Now here’s the thing: he won’t be playing any more playoff games, and that blows because his team is doing really well. He won’t be playing football this summer, because he’s sustained two brain injuries in one year. He won’t be playing hockey again either unless we can find a non-contact league. He should still be able to referee.
But what really REALLY pisses me off is that the other team wasn’t penalized for a hit from behind. My thirteen year old has to quit playing a sport he loves because of a dirty hit, and nobody is taking responsibility for it. What really pisses me off is this: WHY HAVE RULES AT ALL IF YOU’RE NOT GOING TO ENFORCE THEM? Why have rules that are, ostensibly, there to protect players and to reduce injuries (such as the ‘no checking from behind’ rule) when you can just arbitrarily decide not to call them so that the game can go faster? Why even have referees or rules at all? Why fucking bother?
Yeah, I’m mad about this. I’m really mad about this. The Captain is also a referee. He makes the calls he sees. BECAUSE THAT IS HIS JOB. You can tell me about how it’s up to the refs to use their judgement when it comes to certain calls (you don’t want to call that icing because a player was reasonably close to the puck? Okay. You don’t want to call that interference or tripping? Did the players get back up right away? Okay.) all you want, but there’s a reason there’s a rule on the books about how long a player ought to be penalized if s/he injures another player.
If it’s accidental injury, if it’s a clean hit and you didn’t mean to injure them, it’s not a penalty. If it’s a dirty hit, and there’s an injury, it can be anywhere from 4 minutes to a five-game suspension. (Depending on whether the offending player appeared to intend to injure another player, the manner in which the injury was sustained, etc..) I can’t comment with certainty on whether this was a clean or a dirty hit, since I’ve received conflicting information. The kid who got hit (mine) and his team-mate say it was a check from behind. The ref didn’t feel the need to call a penalty.

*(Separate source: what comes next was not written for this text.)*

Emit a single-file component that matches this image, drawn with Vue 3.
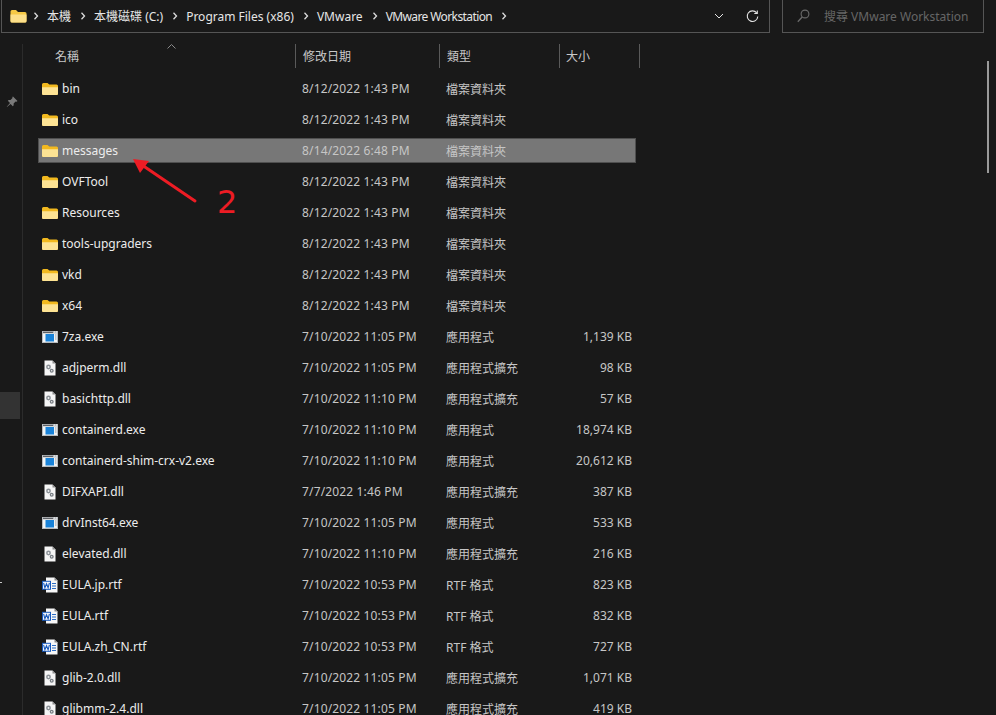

There is the chance that I don’t understand the difference between a ‘check from behind’ and a ‘push from behind that sends a player face-first into the boards hard enough to cause brain damage’.
Would it make a difference if the kid who hit my kid was suspended for NEXT season? Nope. Not at all. I AM fairly certain that the kid didn’t set out to injure The Captain. At least, I’m hoping that’s the case. But the other kid is 13. He knows as well as everyone else in this sport that nothing is against the rules in a sport if you don’t get caught or called out for doing it.
One of the things I really do love about our coaching staff (who I will miss dearly because they’re all quite wonderful people) is that they focus on skills development, positional play, and the game itself. They don’t train our players to be assholes. Bruisers. “Enforcers”. They teach hockey. And our kids are good players. They don’t tend to get chippy. They don’t tend to back down when other teams are chippy either. Our coaches tell our players “don’t injure a guy. Don’t hurt a guy. Play the puck.” I admire that. And that’s why it makes me EVEN MORE ANGRY that the refs at this game decided that a play on which a kid was seriously injured was a “little call” that they couldn’t be arsed to make.
So anyway. I’m pretty angry. And yes, The Captain will probably make a full recovery. After missing a few days of school, the rest of his playoff games, and next year’s season.